From the entries below, print exactly the span beginning with the line holding "Recreate this image" and ending with the line holding "const WAVY = 'underline", endpoints included, and skip any pictures.

______

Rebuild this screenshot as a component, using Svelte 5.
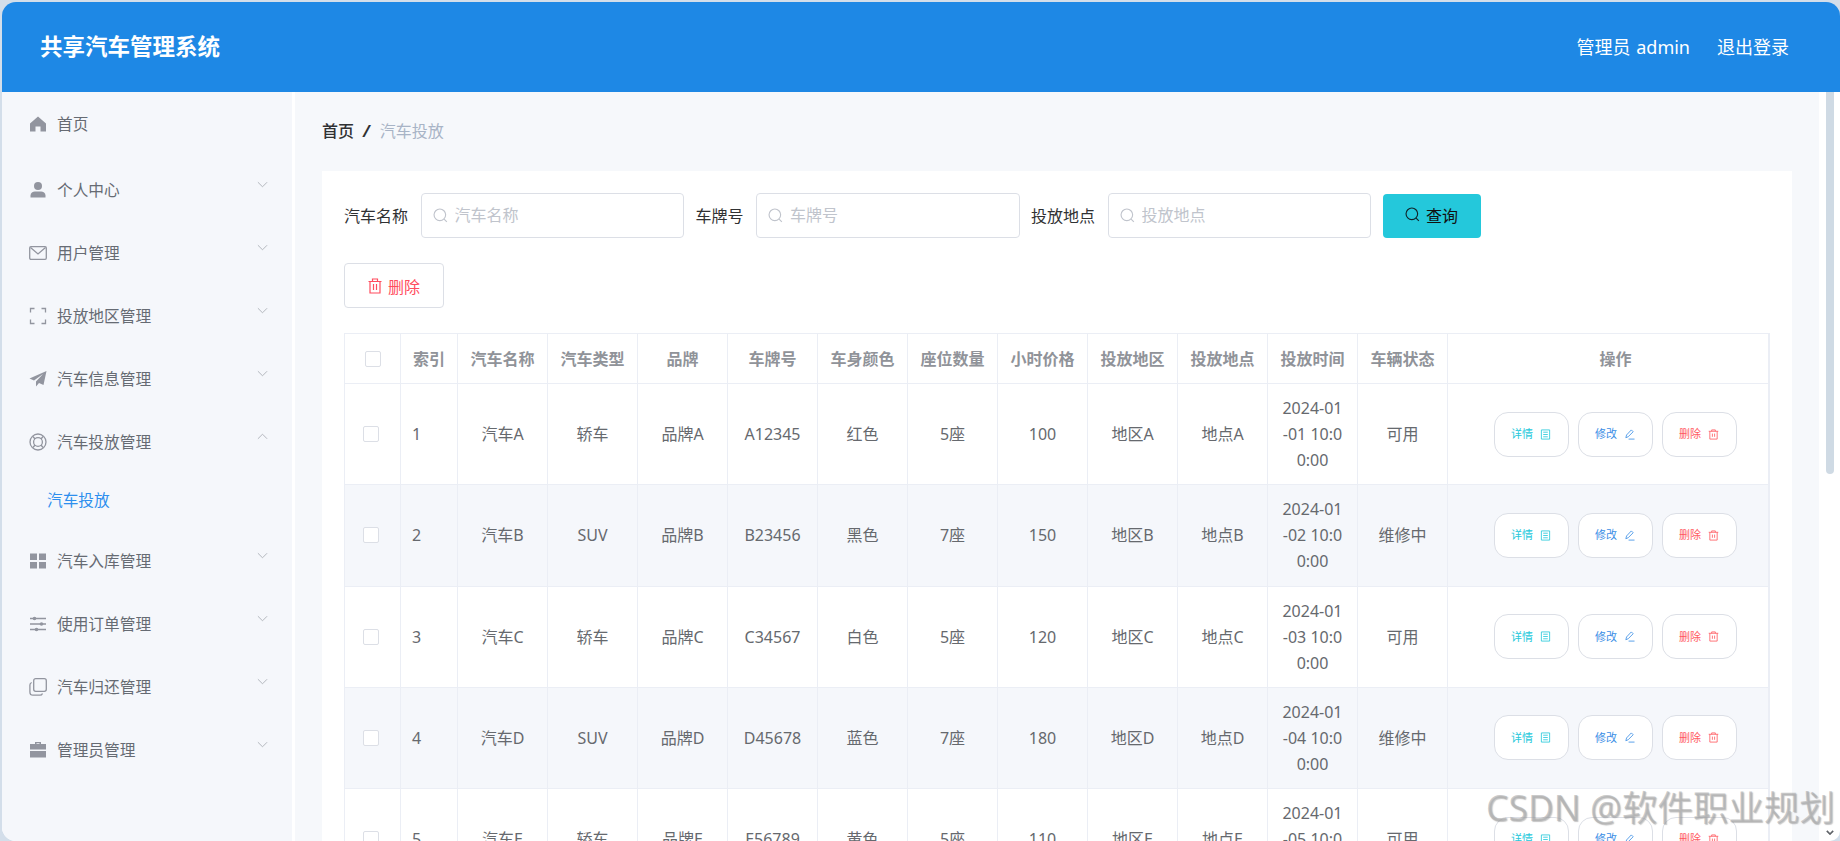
<script>
  const menu = [
    { label: '个人中心', icon: 'user' },
    { label: '用户管理', icon: 'mail' },
    { label: '投放地区管理', icon: 'scan' },
    { label: '汽车信息管理', icon: 'plane' },
    { label: '汽车投放管理', icon: 'ring', open: true, child: '汽车投放' },
    { label: '汽车入库管理', icon: 'grid' },
    { label: '使用订单管理', icon: 'sliders' },
    { label: '汽车归还管理', icon: 'copy' },
    { label: '管理员管理', icon: 'case' }
  ];
  const heads = ['索引', '汽车名称', '汽车类型', '品牌', '车牌号', '车身颜色', '座位数量', '小时价格', '投放地区', '投放地点', '投放时间', '车辆状态'];
  const rows = [
    [1, 'A', '轿车', 'A12345', '红色', '5座', 100, '01', '可用'],
    [2, 'B', 'SUV', 'B23456', '黑色', '7座', 150, '02', '维修中'],
    [3, 'C', '轿车', 'C34567', '白色', '5座', 120, '03', '可用'],
    [4, 'D', 'SUV', 'D45678', '蓝色', '7座', 180, '04', '维修中'],
    [5, 'E', '轿车', 'E56789', '黄色', '5座', 110, '05', '可用']
  ];
  const searches = [
    { label: '汽车名称' },
    { label: '车牌号' },
    { label: '投放地点' }
  ];
</script>

{#snippet navIcon(name)}
  <svg class="nav-icon" viewBox="0 0 18 18" aria-hidden="true">
    {#if name === 'home'}
      <path class="fill" d="M9 1.5 17 8.5V16.5H11.5V11.5H6.5V16.5H1V8.5Z" />
    {:else if name === 'user'}
      <circle class="fill" cx="9" cy="5" r="4" />
      <path class="fill" d="M1.5 16.5V14.5C1.5 11.8 3.8 10.5 6 10.5H12C14.2 10.5 16.5 11.8 16.5 14.5V16.5Z" />
    {:else if name === 'mail'}
      <rect class="line" x=".7" y="2.7" width="16.6" height="12.6" rx="1.2" />
      <path class="line" d="M1.5 3.5 9 10 16.5 3.5" />
    {:else if name === 'scan'}
      <path class="line" d="M5.5 1.5H1.5V5.5M12.5 1.5H16.5V5.5M5.5 16.5H1.5V12.5M12.5 16.5H16.5V12.5" />
    {:else if name === 'plane'}
      <path class="fill" d="M17.5 1 .5 8.5 5 10.5 14 4 7 11.5V16.5L10 13 14.5 15Z" />
    {:else if name === 'ring'}
      <circle class="line" cx="9" cy="9" r="8" />
      <circle class="line" cx="9" cy="9" r="4.4" />
      <path class="line" d="M4 3.5 6 6M14 3.5 12 6M4 14.5 6 12M14 14.5 12 12" />
    {:else if name === 'grid'}
      <path class="fill" d="M1 1.5H8V8H1ZM10 1.5H17V8H10ZM1 10H8V16.5H1ZM10 10H17V16.5H10Z" />
    {:else if name === 'sliders'}
      <path class="line" d="M1 3.5H17M1 9H17M1 14.5H17" />
      <circle class="fill" cx="5.5" cy="3.5" r="1.8" />
      <circle class="fill" cx="12.5" cy="9" r="1.8" />
      <circle class="fill" cx="7.5" cy="14.5" r="1.8" />
    {:else if name === 'copy'}
      <rect class="line" x="4.7" y=".7" width="12.6" height="12.6" rx="2" />
      <path class="line" d="M2.7 4.5C1.5 5 .9 5.8.9 7V14C.9 16 2 17.2 4 17.2H11C12.2 17.2 13 16.6 13.5 15.4" />
    {:else if name === 'case'}
      <path class="fill" d="M6 3V1H12V3H17V8.5H1V3ZM7.5 3H10.5V2.3H7.5ZM1 10H17V16.5H1Z" />
    {/if}
  </svg>
{/snippet}

{#snippet searchIcon()}
  <svg class="search-icon" viewBox="0 0 16 16" aria-hidden="true">
    <circle cx="7.3" cy="7.3" r="6.2" />
    <path d="M11.8 11.8 14.8 14.8" />
  </svg>
{/snippet}

{#snippet trashIcon()}
  <svg class="trash" viewBox="0 0 14 16" aria-hidden="true">
    <path d="M.5 3.5H13.5M4.5 3.5V1H9.5V3.5M2 3.5V15H12V3.5M5.5 6V12M8.5 6V12" />
  </svg>
{/snippet}

<div class="frame">
  <header class="topbar">
    <div class="title">共享汽车管理系统</div>
    <div class="account">
      <span class="who">管理员 admin</span>
      <span>退出登录</span>
    </div>
  </header>

  <div class="body">
    <aside class="sidebar">
      <div class="item first">
        {@render navIcon('home')}
        <span class="item-label">首页</span>
      </div>
      {#each menu as m}
        <div class="item">
          {@render navIcon(m.icon)}
          <span class="item-label">{m.label}</span>
          <svg class="chev" class:open={m.open} viewBox="0 0 12 7" aria-hidden="true"><path d="M1 1 6 6 11 1" /></svg>
        </div>
        {#if m.child}
          <div class="sub">{m.child}</div>
        {/if}
      {/each}
    </aside>

    <main class="main">
      <nav class="crumbs">
        <b>首页</b>
        <i>/</i>
        <span>汽车投放</span>
      </nav>

      <section class="card">
        <div class="search">
          {#each searches as s}
            <label class="field">
              <span class="field-label">{s.label}</span>
              <span class="input">
                {@render searchIcon()}
                <input placeholder={s.label} />
              </span>
            </label>
          {/each}
          <button class="query">{@render searchIcon()}查询</button>
        </div>

        <button class="remove">{@render trashIcon()}删除</button>

        <table>
          <colgroup>
            <col class="c-check" />
            <col class="c-index" />
            {#each Array(11) as _}<col class="c-data" />{/each}
            <col />
          </colgroup>
          <thead>
            <tr>
              <th><span class="check head-check"></span></th>
              {#each heads as h}<th>{h}</th>{/each}
              <th class="ops">操作</th>
            </tr>
          </thead>
          <tbody>
            {#each rows as r, i}
              <tr class:alt={i % 2 === 1}>
                <td><span class="check"></span></td>
                <td class="idx">{r[0]}</td>
                <td>汽车{r[1]}</td>
                <td>{r[2]}</td>
                <td>品牌{r[1]}</td>
                <td>{r[3]}</td>
                <td>{r[4]}</td>
                <td>{r[5]}</td>
                <td>{r[6]}</td>
                <td>地区{r[1]}</td>
                <td>地点{r[1]}</td>
                <td class="time">2024-01<br />-{r[7]} 10:0<br />0:00</td>
                <td>{r[8]}</td>
                <td class="ops">
                  <div class="actions">
                    <button class="act detail">详情
                      <svg viewBox="0 0 12 12" aria-hidden="true"><path d="M1.5 1H10.5V11H1.5ZM3.5 3.5H8.5M3.5 6H8.5M3.5 8.5H8.5" /></svg>
                    </button>
                    <button class="act edit">修改
                      <svg viewBox="0 0 12 12" aria-hidden="true"><path d="M8 1 10 3 4.5 8.5 2 9.5 2.8 6.5ZM5 11H11.5" /></svg>
                    </button>
                    <button class="act del">删除
                      <svg viewBox="0 0 12 12" aria-hidden="true"><path d="M.8 2.5H11.2M4 2.5V1H8V2.5M2 2.5V11H10V2.5M4.8 5V8.5M7.2 5V8.5" /></svg>
                    </button>
                  </div>
                </td>
              </tr>
            {/each}
          </tbody>
        </table>
      </section>
    </main>

    <div class="rail">
      <div class="thumb"></div>
      <svg class="rail-arrow" viewBox="0 0 10 6" aria-hidden="true"><path d="M1 1 5 5 9 1" /></svg>
    </div>
  </div>

  <div class="mark">CSDN @软件职业规划</div>
</div>

<style>
  :global(body) {
    margin: 0;
    background: #d3deea;
    overflow: hidden;
  }
  .frame {
    position: relative;
    box-sizing: border-box;
    height: 841px;
    padding: 2px 0 0 2px;
    display: flex;
    flex-direction: column;
    overflow: hidden;
    font-family: "Noto Sans", "Noto Sans CJK SC", sans-serif;
    font-size: 16px;
    color: #606266;
  }
  .topbar {
    flex: none;
    height: 90px;
    box-sizing: border-box;
    padding: 0 51px 0 38px;
    display: flex;
    align-items: center;
    justify-content: space-between;
    background: #1e88e5;
    color: #fff;
    border-radius: 14px 14px 0 0;
  }
  .title {
    font-size: 22.5px;
    font-weight: 700;
    line-height: 30px;
  }
  .account {
    display: flex;
    gap: 27px;
    font-size: 18px;
    line-height: 26px;
  }
  .who {
    word-spacing: 1px;
  }
  .body {
    flex: 1;
    min-height: 0;
    display: flex;
    background: #fff;
    border-radius: 0 0 10px 14px;
    overflow: hidden;
  }
  .sidebar {
    flex: none;
    width: 290px;
    margin-right: 3px;
    background: #f5f7fb;
  }
  .item {
    height: 63px;
    box-sizing: border-box;
    padding: 0 24px 0 27px;
    display: flex;
    align-items: center;
    line-height: 22px;
    color: #666b73;
  }
  .item.first {
    height: 64px;
    margin-bottom: 2px;
  }
  .nav-icon {
    flex: none;
    width: 18px;
    height: 18px;
    margin-right: 10px;
  }
  .nav-icon .fill {
    fill: #92959f;
  }
  .nav-icon .line {
    fill: none;
    stroke: #92959f;
    stroke-width: 1.3;
  }
  .item-label {
    flex: 1;
    white-space: nowrap;
    font-size: 15.7px;
  }
  .chev {
    flex: none;
    width: 11px;
    height: 7px;
    margin: 0 0 10px;
    fill: none;
    stroke: #adb1b8;
    stroke-width: 1;
  }
  .chev.open {
    transform: scaleY(-1);
  }
  .sub {
    height: 52px;
    margin-bottom: 4px;
    padding-left: 45px;
    display: flex;
    align-items: center;
    color: #2d8fee;
    font-size: 15.7px;
  }
  .main {
    flex: 1;
    min-width: 0;
    padding: 0 27px;
    background: #f6f8fb;
    overflow: hidden;
  }
  .crumbs {
    height: 79px;
    box-sizing: border-box;
    padding-top: 28px;
    display: flex;
    align-items: flex-start;
    line-height: 22px;
    color: #a8b4c6;
  }
  .crumbs b {
    font-weight: 500;
    color: #303133;
  }
  .crumbs i {
    margin: 0 10px 0 9px;
    font-weight: 700;
    color: #303133;
  }
  .card {
    background: #fff;
    padding: 22px 22px 16px;
    color: #303133;
  }
  .search {
    display: flex;
    align-items: center;
    height: 45px;
  }
  .field {
    display: flex;
    align-items: center;
    margin-right: 11.5px;
  }
  .field-label {
    margin-right: 12.5px;
    white-space: nowrap;
    line-height: 22px;
  }
  .input {
    box-sizing: border-box;
    width: 263.5px;
    height: 45px;
    padding: 0 11px;
    display: flex;
    align-items: center;
    gap: 7px;
    background: #fff;
    border: 1px solid #dcdfe6;
    border-radius: 4px;
  }
  .input input {
    flex: 1;
    min-width: 0;
    padding: 0 0 2px;
    border: 0;
    outline: 0;
    background: none;
    font: inherit;
    color: #606266;
  }
  .input input::placeholder {
    color: #c0c4cc;
    opacity: 1;
  }
  .search-icon {
    flex: none;
    width: 15px;
    height: 15px;
    fill: none;
    stroke: #c0c4cc;
    stroke-width: 1.2;
  }
  .query {
    width: 98px;
    height: 44px;
    padding: 0 0 2px;
    display: flex;
    align-items: center;
    justify-content: center;
    gap: 6px;
    background: #24c8db;
    color: #111;
    border: 0;
    border-radius: 4px;
    font: inherit;
  }
  .query .search-icon {
    stroke: #10242a;
  }
  .remove {
    box-sizing: border-box;
    width: 100px;
    height: 45px;
    margin: 25px 0 25px;
    padding: 0;
    display: flex;
    align-items: center;
    justify-content: center;
    gap: 6px;
    background: #fff;
    color: #ff4d5e;
    border: 1px solid #dcdfe6;
    border-radius: 4px;
    font: inherit;
  }
  .trash {
    width: 14px;
    height: 16px;
    fill: none;
    stroke: #ff4d5e;
    stroke-width: 1.2;
  }
  table {
    width: 1426px;
    table-layout: fixed;
    border-collapse: collapse;
    border: 1px solid #ebeef5;
    border-right-width: 2px;
  }
  .c-check {
    width: 56px;
  }
  .c-index {
    width: 57px;
  }
  .c-data {
    width: 90px;
  }
  th,
  td {
    padding: 0;
    border: 1px solid #ebeef5;
    text-align: center;
    font-size: 16px;
    overflow: hidden;
  }
  th {
    height: 49px;
    font-weight: 700;
    color: #909399;
    line-height: 22px;
  }
  td {
    height: 100.25px;
    line-height: 26px;
    color: #66696e;
  }
  td.idx {
    text-align: left;
    padding-left: 11px;
  }
  .ops {
    padding-left: 15px;
  }
  tr.alt td {
    background: #f5f7fb;
  }
  .check {
    display: block;
    box-sizing: border-box;
    width: 16px;
    height: 16px;
    margin-left: 18px;
    background: #fff;
    border: 1px solid #dcdfe6;
    border-radius: 2px;
  }
  .head-check {
    margin-left: 20px;
  }
  .actions {
    display: flex;
    justify-content: center;
    gap: 9px;
    padding-right: 1px;
  }
  .act {
    box-sizing: border-box;
    width: 75px;
    height: 45px;
    padding: 0;
    display: flex;
    align-items: center;
    justify-content: center;
    gap: 7px;
    background: #fff;
    border: 1px solid #dcdfe6;
    border-radius: 14px;
    font: inherit;
    font-size: 11px;
  }
  .act svg {
    width: 11px;
    height: 11px;
    fill: none;
    stroke: currentColor;
    stroke-width: .9;
  }
  .detail {
    color: #24c8db;
  }
  .edit {
    color: #3a8ee6;
  }
  .del {
    color: #ff5a60;
  }
  .rail {
    flex: none;
    position: relative;
    width: 21px;
    box-sizing: border-box;
    padding-left: 7px;
  }
  .thumb {
    width: 8px;
    height: 382px;
    background: #cfdae4;
    border-radius: 0 0 4px 4px;
  }
  .rail-arrow {
    position: absolute;
    left: 7px;
    bottom: 6px;
    width: 8px;
    height: 5px;
    fill: none;
    stroke: #5f6368;
    stroke-width: 2;
  }
  .mark {
    position: absolute;
    left: 1486px;
    top: 785px;
    font-size: 35.5px;
    line-height: 44px;
    white-space: nowrap;
    color: rgba(170, 170, 170, .6);
    text-shadow: 1px 1px 1px rgba(90, 90, 90, .35);
    pointer-events: none;
  }
</style>
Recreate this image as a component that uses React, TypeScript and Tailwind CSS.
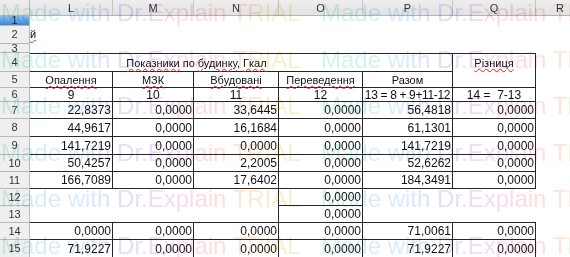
import React from 'react';

const COLS = ['w-[83px]', 'w-[81px]', 'w-[85px]', 'w-[84px]', 'w-[90px]', 'w-[83px]'];
const WAVY = 'underline decoration-wavy decoration-[#e02020] decoration-1 underline-offset-[1px]';

type CellProps = {
  w: string;
  t?: string;
  a?: 'l' | 'c' | 'r';
  r?: boolean;
  b?: boolean;
  top?: boolean;
  u?: boolean;
  extra?: string;
};

function Cell({ w, t, a = 'c', r, b, top, u, extra = '' }: CellProps) {
  const align = a === 'r' ? 'justify-end pr-[1px]' : a === 'l' ? 'justify-start' : 'justify-center';
  return (
    <div
      className={`${w} shrink-0 flex items-center whitespace-nowrap border-[#262626] ${align} ${r ? 'border-r' : ''} ${b ? 'border-b' : ''} ${top ? 'border-t' : ''} ${extra}`}
    >
      {t && <span className={u ? WAVY : ''}>{t}</span>}
    </div>
  );
}

function Row({ n, h, active, children }: { n: number; h: string; active?: boolean; children?: React.ReactNode }) {
  return (
    <div className={`flex ${h}`}>
      <div
        className={`w-[30px] shrink-0 flex items-center justify-center border-r border-b border-[#b9b9b9] text-[11px] leading-none ${
          active ? 'bg-[linear-gradient(#8dbcf0,#3d85d8)] text-[#10233d]' : 'bg-[#efefef] text-[#333]'
        }`}
      >
        {n}
      </div>
      {children}
      <div className="flex-1" />
    </div>
  );
}

const NUMS: { n: number; h: string; v: string[] }[] = [
  { n: 7, h: 'h-[17px]', v: ['22,8373', '0,0000', '33,6445', '0,0000', '56,4818', '0,0000'] },
  { n: 8, h: 'h-[18px]', v: ['44,9617', '0,0000', '16,1684', '0,0000', '61,1301', '0,0000'] },
  { n: 9, h: 'h-[18px]', v: ['141,7219', '0,0000', '0,0000', '0,0000', '141,7219', '0,0000'] },
  { n: 10, h: 'h-[17px]', v: ['50,4257', '0,0000', '2,2005', '0,0000', '52,6262', '0,0000'] },
  { n: 11, h: 'h-[17px]', v: ['166,7089', '0,0000', '17,6402', '0,0000', '184,3491', '0,0000'] },
];

const BOTTOM: { n: number; h: string; v: string[] }[] = [
  { n: 14, h: 'h-[17px]', v: ['0,0000', '0,0000', '0,0000', '0,0000', '71,0061', '0,0000'] },
  { n: 15, h: 'h-[18px]', v: ['71,9227', '0,0000', '0,0000', '0,0000', '71,9227', '0,0000'] },
];

const WM_TOPS = ['top-[0px]', 'top-[47px]', 'top-[93px]', 'top-[140px]', 'top-[186px]', 'top-[233px]'];

function Watermark() {
  return (
    <div className="pointer-events-none absolute inset-0 overflow-hidden">
      {WM_TOPS.map((t) => (
        <div key={t} className={`absolute left-[1px] ${t} flex whitespace-nowrap text-[24px] leading-[26px]`}>
          {[0, 1].map((i) => (
            <span
              key={i}
              className="w-[320px] shrink-0 bg-[linear-gradient(90deg,#cef7e9_0%,#d6ebfc_24%,#e4dcfc_40%,#f9d9f1_56%,#ffdcd8_68%,#ffe6d0_78%,#f7f1cc_88%,#ddf6d4_100%)] bg-clip-text text-transparent mix-blend-multiply"
            >
              Made with Dr.Explain TRIAL
            </span>
          ))}
        </div>
      ))}
    </div>
  );
}

export default function App() {
  return (
    <div className="relative w-[570px] h-[257px] overflow-hidden bg-white text-[12px] leading-[14px] text-[#111] font-['Liberation_Sans',Arial,sans-serif]">
      {/* column headers */}
      <div className="flex h-[16px] bg-[linear-gradient(#eeeeee,#e2e2e2)] border-b border-[#b5b5b5] text-[11px] text-[#333]">
        <div className="w-[30px] shrink-0 border-r border-[#b5b5b5]" />
        {['L', 'M', 'N', 'O', 'P', 'Q'].map((c, i) => (
          <div key={c} className={`${COLS[i]} shrink-0 flex items-center justify-center border-r border-[#c6c6c6]`}>
            {c}
          </div>
        ))}
        <div className="w-[49px] shrink-0 flex items-center justify-center border-r border-[#c6c6c6]">R</div>
      </div>

      <Row n={1} h="h-[10px]" active />
      <Row n={2} h="h-[18px]">
        <Cell w={COLS[0]} a="l" t="й" u extra="items-end pb-[3px] text-[11px]" />
      </Row>
      <Row n={3} h="h-[9px]" />

      <Row n={4} h="h-[19px]">
        <div className="w-[333px] shrink-0 flex items-center justify-center whitespace-nowrap border-t border-b border-[#262626] text-[11px]">
          <span className={WAVY}>Показники</span>
          <span>&nbsp;по&nbsp;</span>
          <span className={WAVY}>будинку,</span>
          <span>&nbsp;</span>
          <span className={WAVY}>Гкал</span>
        </div>
        <Cell w={COLS[4]} top b r />
        <Cell w={COLS[5]} top r t="Різниця" u extra="text-[11px]" />
      </Row>

      <Row n={5} h="h-[16px]">
        <Cell w={COLS[0]} r b t="Опалення" u extra="text-[11px]" />
        <Cell w={COLS[1]} r b t="МЗК" u extra="text-[11px]" />
        <Cell w={COLS[2]} r b t="Вбудовані" u extra="text-[11px]" />
        <Cell w={COLS[3]} r b t="Переведення" u extra="text-[11px]" />
        <Cell w={COLS[4]} r b t="Разом" extra="text-[11px]" />
        <Cell w={COLS[5]} r b />
      </Row>

      <Row n={6} h="h-[14px]">
        <Cell w={COLS[0]} r b t="9" />
        <Cell w={COLS[1]} r b t="10" />
        <Cell w={COLS[2]} r b t="11" />
        <Cell w={COLS[3]} r b t="12" />
        <Cell w={COLS[4]} r b t="13 = 8 + 9+11-12" extra="tracking-[-0.35px]" />
        <Cell w={COLS[5]} r b t="14 =  7-13" extra="whitespace-pre" />
      </Row>

      {NUMS.map((row) => (
        <Row key={row.n} n={row.n} h={row.h}>
          {row.v.map((v, i) => (
            <Cell key={i} w={COLS[i]} a="r" r b t={v} />
          ))}
        </Row>
      ))}

      <Row n={12} h="h-[17px]">
        <Cell w={COLS[0]} />
        <Cell w={COLS[1]} />
        <Cell w={COLS[2]} r />
        <Cell w={COLS[3]} a="r" r b t="0,0000" />
      </Row>
      <Row n={13} h="h-[17px]">
        <Cell w={COLS[0]} b />
        <Cell w={COLS[1]} b />
        <Cell w={COLS[2]} r b />
        <Cell w={COLS[3]} a="r" r b t="0,0000" />
        <Cell w={COLS[4]} b />
        <Cell w={COLS[5]} b />
      </Row>

      {BOTTOM.map((row) => (
        <Row key={row.n} n={row.n} h={row.h}>
          {row.v.map((v, i) => (
            <Cell key={i} w={COLS[i]} a="r" r b t={v} />
          ))}
        </Row>
      ))}

      <Watermark />
    </div>
  );
}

______

§ **EXERCISE OUTPUT**:
Recreate this image as a component that uses React, TypeScript and Tailwind CSS.
import React from 'react';

const COLS = ['w-[83px]', 'w-[81px]', 'w-[85px]', 'w-[84px]', 'w-[90px]', 'w-[83px]'];
const WAVY = 'underline decoration-wavy decoration-[#e02020] decoration-1 underline-offset-[1px]';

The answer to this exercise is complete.